#### [THE EXERCISE]
Output all the material that follows, exactly as given.

--- begin ---

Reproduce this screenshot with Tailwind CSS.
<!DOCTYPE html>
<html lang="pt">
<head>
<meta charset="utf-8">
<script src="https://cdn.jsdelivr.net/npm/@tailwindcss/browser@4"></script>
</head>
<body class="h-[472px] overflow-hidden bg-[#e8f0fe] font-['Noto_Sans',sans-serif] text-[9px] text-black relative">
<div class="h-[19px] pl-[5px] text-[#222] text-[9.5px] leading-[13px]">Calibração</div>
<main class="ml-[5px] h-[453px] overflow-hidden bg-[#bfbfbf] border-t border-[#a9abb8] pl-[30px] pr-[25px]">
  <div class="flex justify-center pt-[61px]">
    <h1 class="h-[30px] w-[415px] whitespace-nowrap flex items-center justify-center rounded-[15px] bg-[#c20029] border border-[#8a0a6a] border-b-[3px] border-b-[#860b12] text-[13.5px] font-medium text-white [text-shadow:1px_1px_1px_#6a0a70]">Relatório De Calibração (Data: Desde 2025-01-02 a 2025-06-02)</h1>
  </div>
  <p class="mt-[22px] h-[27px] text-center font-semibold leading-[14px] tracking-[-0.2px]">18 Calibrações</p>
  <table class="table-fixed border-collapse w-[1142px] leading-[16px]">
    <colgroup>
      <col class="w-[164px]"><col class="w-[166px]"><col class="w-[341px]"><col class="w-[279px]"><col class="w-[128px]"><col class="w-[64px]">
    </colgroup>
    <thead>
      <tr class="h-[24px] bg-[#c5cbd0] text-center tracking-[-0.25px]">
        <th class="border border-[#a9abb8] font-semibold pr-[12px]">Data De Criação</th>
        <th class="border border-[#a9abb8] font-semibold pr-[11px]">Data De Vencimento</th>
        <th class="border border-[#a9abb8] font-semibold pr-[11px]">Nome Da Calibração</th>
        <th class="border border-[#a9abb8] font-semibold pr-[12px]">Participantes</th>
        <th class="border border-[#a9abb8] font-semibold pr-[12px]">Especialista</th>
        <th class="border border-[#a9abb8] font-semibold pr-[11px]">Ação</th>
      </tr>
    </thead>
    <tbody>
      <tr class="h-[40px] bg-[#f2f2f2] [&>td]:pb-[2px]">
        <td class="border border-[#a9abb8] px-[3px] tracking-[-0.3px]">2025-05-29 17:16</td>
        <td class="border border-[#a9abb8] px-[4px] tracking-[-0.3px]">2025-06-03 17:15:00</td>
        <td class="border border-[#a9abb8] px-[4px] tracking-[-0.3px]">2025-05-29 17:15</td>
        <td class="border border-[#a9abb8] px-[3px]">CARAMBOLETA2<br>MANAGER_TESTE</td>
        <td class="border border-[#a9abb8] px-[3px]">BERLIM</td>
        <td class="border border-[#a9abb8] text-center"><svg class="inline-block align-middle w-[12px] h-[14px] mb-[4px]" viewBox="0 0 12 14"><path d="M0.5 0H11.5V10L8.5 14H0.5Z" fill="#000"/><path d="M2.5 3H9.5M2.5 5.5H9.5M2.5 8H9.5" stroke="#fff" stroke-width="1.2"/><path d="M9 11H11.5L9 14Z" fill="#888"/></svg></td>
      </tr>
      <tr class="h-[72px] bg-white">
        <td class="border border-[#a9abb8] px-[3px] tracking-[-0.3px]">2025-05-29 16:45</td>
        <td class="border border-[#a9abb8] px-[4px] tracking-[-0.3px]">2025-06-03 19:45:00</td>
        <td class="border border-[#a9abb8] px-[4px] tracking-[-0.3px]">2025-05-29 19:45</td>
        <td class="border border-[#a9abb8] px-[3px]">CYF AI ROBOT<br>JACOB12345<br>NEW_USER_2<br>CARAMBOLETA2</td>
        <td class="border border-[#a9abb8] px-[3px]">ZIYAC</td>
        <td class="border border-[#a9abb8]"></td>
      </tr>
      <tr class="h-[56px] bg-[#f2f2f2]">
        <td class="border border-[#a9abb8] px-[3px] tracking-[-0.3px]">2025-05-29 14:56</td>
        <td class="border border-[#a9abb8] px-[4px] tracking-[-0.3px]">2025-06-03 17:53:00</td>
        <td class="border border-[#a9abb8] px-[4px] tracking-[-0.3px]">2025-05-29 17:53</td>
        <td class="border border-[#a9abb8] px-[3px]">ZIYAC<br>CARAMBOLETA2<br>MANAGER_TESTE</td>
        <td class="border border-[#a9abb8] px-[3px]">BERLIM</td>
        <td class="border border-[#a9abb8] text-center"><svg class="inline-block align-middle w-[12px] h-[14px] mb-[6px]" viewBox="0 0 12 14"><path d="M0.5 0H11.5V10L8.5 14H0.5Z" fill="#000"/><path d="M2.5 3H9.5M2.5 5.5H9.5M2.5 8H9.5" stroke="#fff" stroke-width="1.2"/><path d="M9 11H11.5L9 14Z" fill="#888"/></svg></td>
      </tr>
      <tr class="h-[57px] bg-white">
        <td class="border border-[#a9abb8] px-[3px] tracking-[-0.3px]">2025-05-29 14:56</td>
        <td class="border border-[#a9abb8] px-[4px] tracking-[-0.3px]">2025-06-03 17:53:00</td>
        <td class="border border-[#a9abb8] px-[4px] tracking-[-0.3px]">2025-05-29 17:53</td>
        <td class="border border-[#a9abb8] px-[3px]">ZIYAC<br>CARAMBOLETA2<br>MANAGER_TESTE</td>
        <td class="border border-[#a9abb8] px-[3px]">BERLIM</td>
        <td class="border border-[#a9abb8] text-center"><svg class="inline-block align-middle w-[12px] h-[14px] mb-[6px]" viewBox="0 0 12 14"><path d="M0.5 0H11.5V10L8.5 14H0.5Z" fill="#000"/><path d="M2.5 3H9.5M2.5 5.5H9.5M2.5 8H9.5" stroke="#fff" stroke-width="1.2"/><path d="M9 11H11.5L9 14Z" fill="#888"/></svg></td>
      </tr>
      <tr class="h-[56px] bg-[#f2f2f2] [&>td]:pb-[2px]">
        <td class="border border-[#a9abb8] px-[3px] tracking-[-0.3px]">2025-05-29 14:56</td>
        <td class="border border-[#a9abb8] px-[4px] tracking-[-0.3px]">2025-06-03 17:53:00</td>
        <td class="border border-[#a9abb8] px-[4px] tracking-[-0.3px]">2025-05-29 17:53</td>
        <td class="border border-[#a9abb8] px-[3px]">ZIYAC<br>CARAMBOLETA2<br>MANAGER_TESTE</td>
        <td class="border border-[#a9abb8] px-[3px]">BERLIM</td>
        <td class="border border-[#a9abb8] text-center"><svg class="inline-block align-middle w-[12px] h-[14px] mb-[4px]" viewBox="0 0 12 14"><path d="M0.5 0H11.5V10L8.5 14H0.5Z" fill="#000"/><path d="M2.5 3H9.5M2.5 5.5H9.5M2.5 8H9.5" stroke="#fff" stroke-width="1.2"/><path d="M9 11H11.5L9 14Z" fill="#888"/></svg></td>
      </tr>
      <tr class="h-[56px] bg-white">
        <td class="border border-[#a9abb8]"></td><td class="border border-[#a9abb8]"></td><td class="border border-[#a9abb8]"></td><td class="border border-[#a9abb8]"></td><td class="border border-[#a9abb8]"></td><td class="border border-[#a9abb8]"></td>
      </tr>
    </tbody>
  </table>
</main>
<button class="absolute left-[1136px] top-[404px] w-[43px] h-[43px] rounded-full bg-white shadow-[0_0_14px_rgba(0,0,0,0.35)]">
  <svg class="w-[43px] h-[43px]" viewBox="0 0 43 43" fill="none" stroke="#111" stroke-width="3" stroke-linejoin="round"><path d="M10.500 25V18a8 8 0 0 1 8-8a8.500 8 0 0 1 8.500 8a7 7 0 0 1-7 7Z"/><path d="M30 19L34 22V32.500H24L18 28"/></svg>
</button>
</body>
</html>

--- end ---

#### [RESPONSE TO THIS TASK]
Reproduce this screenshot with Tailwind CSS.
<!DOCTYPE html>
<html lang="pt">
<head>
<meta charset="utf-8">
<script src="https://cdn.jsdelivr.net/npm/@tailwindcss/browser@4"></script>
</head>
<body class="h-[472px] overflow-hidden bg-[#e8f0fe] font-['Noto_Sans',sans-serif] text-[9px] text-black relative">
<div class="h-[19px] pl-[5px] text-[#222] text-[9.5px] leading-[13px]">Calibração</div>
<main class="ml-[5px] h-[453px] overflow-hidden bg-[#bfbfbf] border-t border-[#a9abb8] pl-[30px] pr-[25px]">
  <div class="flex justify-center pt-[61px]">
    <h1 class="h-[30px] w-[415px] whitespace-nowrap flex items-center justify-center rounded-[15px] bg-[#c20029] border border-[#8a0a6a] border-b-[3px] border-b-[#860b12] text-[13.5px] font-medium text-white [text-shadow:1px_1px_1px_#6a0a70]">Relatório De Calibração (Data: Desde 2025-01-02 a 2025-06-02)</h1>
  </div>
  <p class="mt-[22px] h-[27px] text-center font-semibold leading-[14px] tracking-[-0.2px]">18 Calibrações</p>
  <table class="table-fixed border-collapse w-[1142px] leading-[16px]">
    <colgroup>
      <col class="w-[164px]"><col class="w-[166px]"><col class="w-[341px]"><col class="w-[279px]"><col class="w-[128px]"><col class="w-[64px]">
    </colgroup>
    <thead>
      <tr class="h-[24px] bg-[#c5cbd0] text-center tracking-[-0.25px]">
        <th class="border border-[#a9abb8] font-semibold pr-[12px]">Data De Criação</th>
        <th class="border border-[#a9abb8] font-semibold pr-[11px]">Data De Vencimento</th>
        <th class="border border-[#a9abb8] font-semibold pr-[11px]">Nome Da Calibração</th>
        <th class="border border-[#a9abb8] font-semibold pr-[12px]">Participantes</th>
        <th class="border border-[#a9abb8] font-semibold pr-[12px]">Especialista</th>
        <th class="border border-[#a9abb8] font-semibold pr-[11px]">Ação</th>
      </tr>
    </thead>
    <tbody>
      <tr class="h-[40px] bg-[#f2f2f2] [&>td]:pb-[2px]">
        <td class="border border-[#a9abb8] px-[3px] tracking-[-0.3px]">2025-05-29 17:16</td>
        <td class="border border-[#a9abb8] px-[4px] tracking-[-0.3px]">2025-06-03 17:15:00</td>
        <td class="border border-[#a9abb8] px-[4px] tracking-[-0.3px]">2025-05-29 17:15</td>
        <td class="border border-[#a9abb8] px-[3px]">CARAMBOLETA2<br>MANAGER_TESTE</td>
        <td class="border border-[#a9abb8] px-[3px]">BERLIM</td>
        <td class="border border-[#a9abb8] text-center"><svg class="inline-block align-middle w-[12px] h-[14px] mb-[4px]" viewBox="0 0 12 14"><path d="M0.5 0H11.5V10L8.5 14H0.5Z" fill="#000"/><path d="M2.5 3H9.5M2.5 5.5H9.5M2.5 8H9.5" stroke="#fff" stroke-width="1.2"/><path d="M9 11H11.5L9 14Z" fill="#888"/></svg></td>
      </tr>
      <tr class="h-[72px] bg-white">
        <td class="border border-[#a9abb8] px-[3px] tracking-[-0.3px]">2025-05-29 16:45</td>
        <td class="border border-[#a9abb8] px-[4px] tracking-[-0.3px]">2025-06-03 19:45:00</td>
        <td class="border border-[#a9abb8] px-[4px] tracking-[-0.3px]">2025-05-29 19:45</td>
        <td class="border border-[#a9abb8] px-[3px]">CYF AI ROBOT<br>JACOB12345<br>NEW_USER_2<br>CARAMBOLETA2</td>
        <td class="border border-[#a9abb8] px-[3px]">ZIYAC</td>
        <td class="border border-[#a9abb8]"></td>
      </tr>
      <tr class="h-[56px] bg-[#f2f2f2]">
        <td class="border border-[#a9abb8] px-[3px] tracking-[-0.3px]">2025-05-29 14:56</td>
        <td class="border border-[#a9abb8] px-[4px] tracking-[-0.3px]">2025-06-03 17:53:00</td>
        <td class="border border-[#a9abb8] px-[4px] tracking-[-0.3px]">2025-05-29 17:53</td>
        <td class="border border-[#a9abb8] px-[3px]">ZIYAC<br>CARAMBOLETA2<br>MANAGER_TESTE</td>
        <td class="border border-[#a9abb8] px-[3px]">BERLIM</td>
        <td class="border border-[#a9abb8] text-center"><svg class="inline-block align-middle w-[12px] h-[14px] mb-[6px]" viewBox="0 0 12 14"><path d="M0.5 0H11.5V10L8.5 14H0.5Z" fill="#000"/><path d="M2.5 3H9.5M2.5 5.5H9.5M2.5 8H9.5" stroke="#fff" stroke-width="1.2"/><path d="M9 11H11.5L9 14Z" fill="#888"/></svg></td>
      </tr>
      <tr class="h-[57px] bg-white">
        <td class="border border-[#a9abb8] px-[3px] tracking-[-0.3px]">2025-05-29 14:56</td>
        <td class="border border-[#a9abb8] px-[4px] tracking-[-0.3px]">2025-06-03 17:53:00</td>
        <td class="border border-[#a9abb8] px-[4px] tracking-[-0.3px]">2025-05-29 17:53</td>
        <td class="border border-[#a9abb8] px-[3px]">ZIYAC<br>CARAMBOLETA2<br>MANAGER_TESTE</td>
        <td class="border border-[#a9abb8] px-[3px]">BERLIM</td>
        <td class="border border-[#a9abb8] text-center"><svg class="inline-block align-middle w-[12px] h-[14px] mb-[6px]" viewBox="0 0 12 14"><path d="M0.5 0H11.5V10L8.5 14H0.5Z" fill="#000"/><path d="M2.5 3H9.5M2.5 5.5H9.5M2.5 8H9.5" stroke="#fff" stroke-width="1.2"/><path d="M9 11H11.5L9 14Z" fill="#888"/></svg></td>
      </tr>
      <tr class="h-[56px] bg-[#f2f2f2] [&>td]:pb-[2px]">
        <td class="border border-[#a9abb8] px-[3px] tracking-[-0.3px]">2025-05-29 14:56</td>
        <td class="border border-[#a9abb8] px-[4px] tracking-[-0.3px]">2025-06-03 17:53:00</td>
        <td class="border border-[#a9abb8] px-[4px] tracking-[-0.3px]">2025-05-29 17:53</td>
        <td class="border border-[#a9abb8] px-[3px]">ZIYAC<br>CARAMBOLETA2<br>MANAGER_TESTE</td>
        <td class="border border-[#a9abb8] px-[3px]">BERLIM</td>
        <td class="border border-[#a9abb8] text-center"><svg class="inline-block align-middle w-[12px] h-[14px] mb-[4px]" viewBox="0 0 12 14"><path d="M0.5 0H11.5V10L8.5 14H0.5Z" fill="#000"/><path d="M2.5 3H9.5M2.5 5.5H9.5M2.5 8H9.5" stroke="#fff" stroke-width="1.2"/><path d="M9 11H11.5L9 14Z" fill="#888"/></svg></td>
      </tr>
      <tr class="h-[56px] bg-white">
        <td class="border border-[#a9abb8]"></td><td class="border border-[#a9abb8]"></td><td class="border border-[#a9abb8]"></td><td class="border border-[#a9abb8]"></td><td class="border border-[#a9abb8]"></td><td class="border border-[#a9abb8]"></td>
      </tr>
    </tbody>
  </table>
</main>
<button class="absolute left-[1136px] top-[404px] w-[43px] h-[43px] rounded-full bg-white shadow-[0_0_14px_rgba(0,0,0,0.35)]">
  <svg class="w-[43px] h-[43px]" viewBox="0 0 43 43" fill="none" stroke="#111" stroke-width="3" stroke-linejoin="round"><path d="M10.500 25V18a8 8 0 0 1 8-8a8.500 8 0 0 1 8.500 8a7 7 0 0 1-7 7Z"/><path d="M30 19L34 22V32.500H24L18 28"/></svg>
</button>
</body>
</html>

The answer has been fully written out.